Nunca antes en la historia de Colombia se había presentado un gobierno abiertamente de izquierda. En parte, esta atipicidad regional se explica por la macartización de la izquierda, consecuencia de la existencia perenne, hasta hace un quinquenio, de grupos armados concebidos con un ideario de izquierda, pero cuya lucha armada fue corrompida por la influencia omnipresente del narcotráfico.
Estos grupos armados de izquierda (Farc, ELN, EPL, M-19) surgieron en los sesentas y setentas como consecuencia de un esquema de poder político cuyo acceso fue totalmente restringido a partir del acuerdo del Frente Nacional de 1956, que repartía durante veinte años el poder a partes iguales entre los dos partidos hegemónicos, Liberal y Conservador.
Un ejemplo internacional de esta dinámica fue Venezuela, en donde el Pacto de Punto Fijo de 1958 repartió el poder entre tres partidos (AD, Copei y URD); la diferencia fue que allá el descontento se materializó no en violencia armada rural, sino en el ascenso de un régimen estatal y revanchista como el chavismo.
En Colombia, el Acuerdo de Paz con las Farc planteó un cambio de escenario. Por primera vez se pensó en una construcción conjunta del país sin revanchismo, donde primara el diálogo a la confrontación y el debate ideológico a la polarización. Pero la administración que le siguió no entendió el momento histórico en el que se encontraba, ni la esperanza que flotaba en el ambiente.
Gobernó de manera sectaria, buscando defender el status quo de cualquier cambio que se avizorara en el horizonte. La equidad que tanto pregonó como su lema no logró ser traducida en políticas y programas que llegaran al ciudadano de a pie ni a las regiones.
Esa forma de gobernar se transformó pronto en turbulencia social, con dos oleadas de protestas impulsadas por una generación de jóvenes cansados de sentir un sistema político que se puso del lado de los poderosos, manteniendo privilegios tributarios y defendiendo la concentración de propiedad. Como tantas veces en nuestra historia, parte importante de la sociedad sintió que el régimen no la representaba, y que las puertas de acceso al poder político estaban selladas con el cerrojo del poderío económico.
En este escenario, la posesión presidencial del 7 de agosto adquiere un matiz especial. Gustavo Petro plantea defender las banderas de esa juventud iracunda, y Francia Márquez representa los pueblos y etnias históricamente excluidos del poder. Estas elecciones demostraron que en Colombia sí funciona el Demos Kratos, la democracia, el gobierno del pueblo.

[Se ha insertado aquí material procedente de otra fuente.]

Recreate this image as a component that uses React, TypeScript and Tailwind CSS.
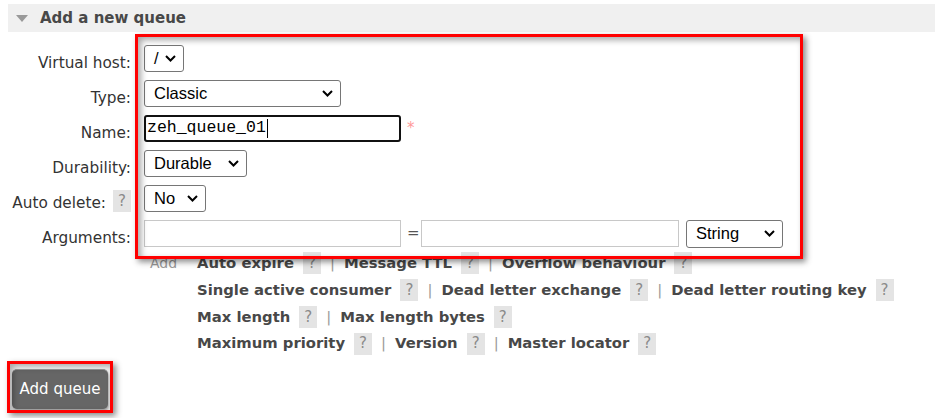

Aunque el mensaje es poderoso, representa también una gran responsabilidad. El nuevo gobierno debe actuar como un equilibrista, intentando canalizar los cambios a través de las instituciones sin generar traumatismos económicos. Pero nunca es fácil cambiar estructuras sociales y económicas históricamente enquistadas, y la inercia institucional puede impedir satisfacer las expectativas generadas. Aún así, un cambio de este talante es bienvenido después de cuatro años de inmovilismo y plutocracia: Ploutos Kratos.